📈 Interest Rate Interest Rate
The price of borrowing money. A borrower pays a percentage fee on a loan, and a lender or saver earns a percentage for letting someone else use their money. Think of it as rent on money.
🏦 Rent on money, in plain terms
If you borrow money, you pay it back plus a little extra. That extra, written as a yearly percentage, is the interest rate. Flip it around and the same number works in your favour: when you let a bank or a protocol hold your money, they pay you a rate for the privilege. So a rate is the price of using money you don't own — rent, charged by the year.
🎚️ Who sets the big rate?
One rate sits above all the others. A central bank, such as the US Federal Reserve, sets a benchmark called the federal funds rate through its policy committee, the FOMC. It is the rate banks charge each other for overnight loans, and it ripples outward: the rates on your loans, credit cards, and savings accounts all move with it. Central banks raise or lower this number to steer the economy and keep inflation in check.

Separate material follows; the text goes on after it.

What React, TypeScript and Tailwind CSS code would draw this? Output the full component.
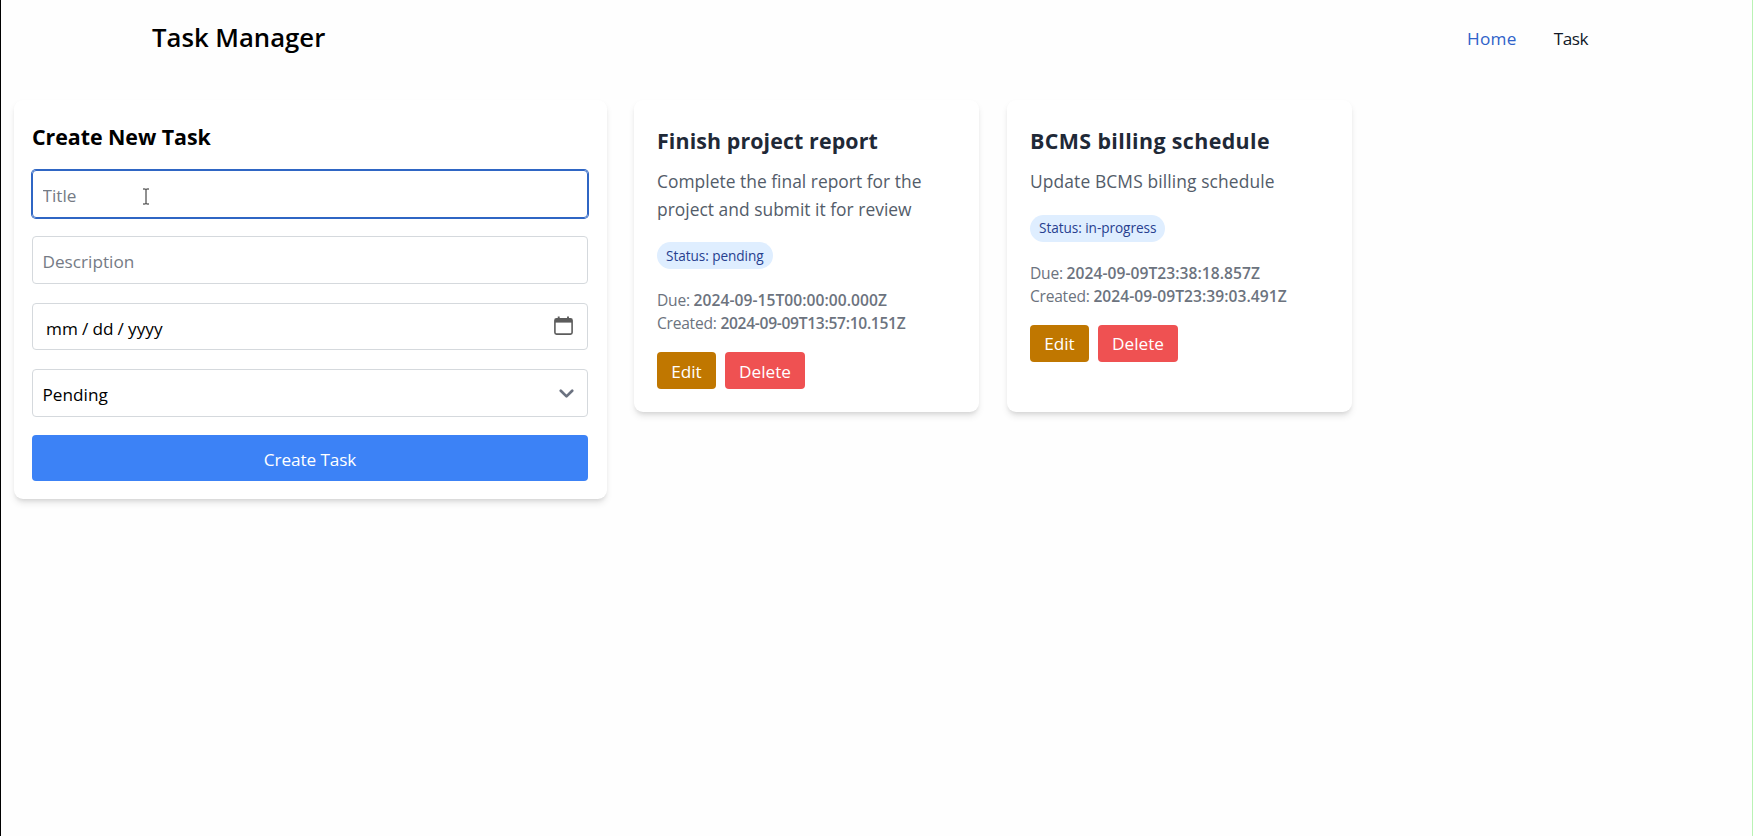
import React from "react";

type Task = {
  title: string;
  titleClass: string;
  description: string;
  descriptionClass: string;
  status: string;
  due: string;
  created: string;
  createdClass: string;
};

const tasks: Task[] = [
  {
    title: "Finish project report",
    titleClass: "tracking-[0.1px]",
    description: "Complete the final report for the project and submit it for review",
    descriptionClass: "tracking-[0.02px]",
    status: "pending",
    due: "2024-09-15T00:00:00.000Z",
    created: "2024-09-09T13:57:10.151Z",
    createdClass: "tracking-[-0.3px]",
  },
  {
    title: "BCMS billing schedule",
    titleClass: "tracking-[0.38px]",
    description: "Update BCMS billing schedule",
    descriptionClass: "tracking-[0.12px]",
    status: "in-progress",
    due: "2024-09-09T23:38:18.857Z",
    created: "2024-09-09T23:39:03.491Z",
    createdClass: "tracking-[0.05px]",
  },
];

function Header() {
  return (
    <header className="flex h-[77px] items-center justify-between pr-[164px] pl-[151px]">
      <h1 className="pb-[2px] text-[25.7px] leading-9 font-semibold text-black">Task Manager</h1>
      <nav className="flex gap-[37px] text-[17.2px] leading-7">
        <a className="tracking-[0.3px] text-[#2f62c9]">Home</a>
        <a className="tracking-[-0.5px] text-[#111827]">Task</a>
      </nav>
    </header>
  );
}

function CalendarIcon() {
  return (
    <svg className="mb-[2px] h-[19px] w-[19px]" viewBox="0 0 19 19" fill="none">
      <rect x="0.9" y="2.9" width="17.2" height="15.2" rx="1.6" stroke="#5c5c5c" strokeWidth="1.6" />
      <path d="M1 3h17v3.6H1z" fill="#5c5c5c" />
      <path d="M4.7 0.4v3M14 0.4v3" stroke="#5c5c5c" strokeWidth="1.9" />
    </svg>
  );
}

function TaskForm() {
  return (
    <form className="h-[399px] w-[593px] rounded-[9px] bg-white pt-[21px] pr-[19px] pl-[18px] shadow-[0_4.6px_7px_-1px_rgba(0,0,0,0.1),0_2.3px_4.6px_-2px_rgba(0,0,0,0.1)]">
      <h2 className="text-[21.4px] leading-8 font-bold tracking-[-0.05px] text-black">Create New Task</h2>
      <div className="mt-[17px] flex flex-col gap-[18.5px]">
        <div className="relative">
          <input
            className="block h-[47.8px] w-full rounded-[4px] border border-[#2f66c4] px-[9.5px] pt-[3px] text-[17.2px] ring-1 ring-[#2f66c4] outline-none placeholder:text-[#757b85]"
            placeholder="Title"
          />
          <svg className="absolute top-[18px] left-[110px] h-[17px] w-[8px]" viewBox="0 0 8 17" fill="none">
            <path d="M1 1h2.2L4 1.6 4.8 1H7M4 1.5v14M1 16h2.2l.8-.6.8.6H7" stroke="#222" strokeWidth="1" />
          </svg>
        </div>
        <input
          className="block h-[47.8px] w-full rounded-[4px] border border-[#d5d9dd] px-[9.5px] pt-[3px] text-[17.2px] outline-none placeholder:text-[#757b85]"
          placeholder="Description"
        />
        <div className="flex h-[47.8px] items-center justify-between rounded-[4px] border border-[#d5d9dd] pr-[14px] pl-[13px] text-[17.2px] text-black">
          <span className="flex gap-1 pt-[4px] tracking-[0.08px]">
            <span>mm</span>
            <span>/</span>
            <span>dd</span>
            <span>/</span>
            <span>yyyy</span>
          </span>
          <CalendarIcon />
        </div>
        <div className="flex h-[47.8px] items-center justify-between rounded-[4px] border border-[#d5d9dd] pr-[13px] pl-[9.5px] text-[17.2px] text-black">
          <span className="pt-[4px]">Pending</span>
          <svg className="mt-[2px] h-[10px] w-[15px]" viewBox="0 0 15 10" fill="none">
            <path d="M1.8 1.8L7.5 7.4l5.7-5.6" stroke="#6b7280" strokeWidth="2.7" strokeLinecap="round" strokeLinejoin="round" />
          </svg>
        </div>
        <button type="button" className="h-[46px] w-full rounded-[4px] bg-[#3c82f6] pt-[3px] text-[17.2px] tracking-[-0.1px] text-white">
          Create Task
        </button>
      </div>
    </form>
  );
}

function TaskCard({ task }: { task: Task }) {
  return (
    <article className="h-[312px] w-[345px] rounded-[9px] bg-white px-[23px] pt-[25px] shadow-[0_4.6px_7px_-1px_rgba(0,0,0,0.1),0_2.3px_4.6px_-2px_rgba(0,0,0,0.1)]">
      <h3 className={`text-[21.4px] leading-8 font-bold text-[#1f2937] ${task.titleClass}`}>{task.title}</h3>
      <p className={`mt-[11px] mb-[19px] text-[17.4px] leading-[27.6px] text-[#535c69] ${task.descriptionClass}`}>
        {task.description}
      </p>
      <span className="flex h-[27px] w-fit items-center rounded-full bg-[#dfeeff] px-[9px] pt-[1px] text-[13.6px] font-medium tracking-[-0.05px] text-[#27408f]">
        Status: {task.status}
      </span>
      <div className="mt-[20px] text-[15.6px] leading-[23px] text-[#6c737e]">
        <p>
          <span className="tracking-[-0.25px]">Due: </span>
          <span className="font-semibold tracking-[0.05px]">{task.due}</span>
        </p>
        <p>
          <span className="tracking-[-0.25px]">Created: </span>
          <span className={`font-semibold ${task.createdClass}`}>{task.created}</span>
        </p>
      </div>
      <div className="mt-[17px] flex gap-[9px] text-[17.2px] text-white">
        <button type="button" className="h-[37px] w-[59px] rounded-[4px] bg-[#c07700] pt-[2px]">
          Edit
        </button>
        <button type="button" className="h-[37px] w-[80px] rounded-[4px] bg-[#ef5152] pt-[2px]">
          Delete
        </button>
      </div>
    </article>
  );
}

export default function App() {
  return (
    <div className="h-[836px] overflow-hidden border-r border-l border-r-[#b9f3b4] border-l-black bg-[#fefefe] font-['Open_Sans','Noto_Sans',sans-serif]">
      <Header />
      <main className="mt-[23px] flex items-start pl-[13px]">
        <TaskForm />
        <section className="ml-[27px] flex gap-[28px]">
          {tasks.map((task) => (
            <TaskCard key={task.title} task={task} />
          ))}
        </section>
      </main>
    </div>
  );
}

| When rates are… | What tends to happen |
|---|---|
| 📈 High | Borrowing gets expensive, so people borrow less and save more. The economy cools. |
| 📉 Low | Borrowing is cheap, so people spend and invest more. The economy heats up. |
| 🧊 Negative | A rare, last-resort tool in severe downturns. You don't meet this one day to day. |
🪙 Why a crypto beginner should care
Rates set the mood for risky assets. When safe places to park cash start paying well, money drains out of speculative things like crypto and into bonds and savings. Bitcoin pays no yield of its own, so a high "risk-free" rate raises the cost of simply holding it. Rate cuts usually push the other way and are friendlier to crypto.
📊 In 2022 the Fed hiked aggressively, including three back-to-back 0.75-point increases. Over the same stretch Bitcoin slid from around $47,000 in March to under $20,000 by June, part of a roughly 70% drop from its late-2021 peak. Altcoins tend to swing even harder than Bitcoin. (Figures are approximate.)
🧮 Crypto has its own rates too
Lending protocols set rates that have nothing to do with any central bank. On DeFi platforms like Aave and Compound, the rate is variable and set automatically by supply and demand in a lending pool: when borrowers outnumber lenders, the rate climbs. This is where most beginners first meet an interest rate in crypto — as the APY shown for lending out a stablecoin, or the borrow rate on a crypto-backed loan.
🚨 Things beginners should know
- 🔁 Rate vs APY — A plain rate applies once; APY adds compounding, so it always reads higher. Compare like with like.
- 🌊 Crypto rates float — DeFi yields move with pool supply and demand and can shrink fast. They are not a fixed bank rate.
- 🌍 Macro matters — A central-bank rate decision can move crypto prices even though it has nothing to do with crypto itself.
- 🚫 Beware guaranteed yield — Any platform promising a fixed, unusually high return should be treated with serious suspicion.
❓ FAQ
- Is the interest rate the same as APY?
- No. A simple interest rate applies a flat percentage to your money once. APY (Annual Percentage Yield) folds in compounding, where your earnings get reinvested and earn more, so APY is always equal to or higher than the plain rate. Crypto platforms usually advertise APY, which looks bigger than the underlying rate.
- Why do crypto prices drop when central banks raise rates?
- When safe savings and bonds pay more, money tends to move out of risky assets like crypto and into that safer yield. Bitcoin pays no yield of its own, so higher 'risk-free' rates raise the cost of just holding it. Rate cuts tend to do the opposite and are usually friendlier to crypto.
- Are the interest rates on crypto lending platforms fixed?
- Usually not. DeFi lending rates on protocols like Aave and Compound are variable and set automatically by supply and demand in a lending pool: more borrowers than lenders pushes the rate up. Any percentage shown can change quickly, and yields advertised as fixed or guaranteed should be treated with suspicion.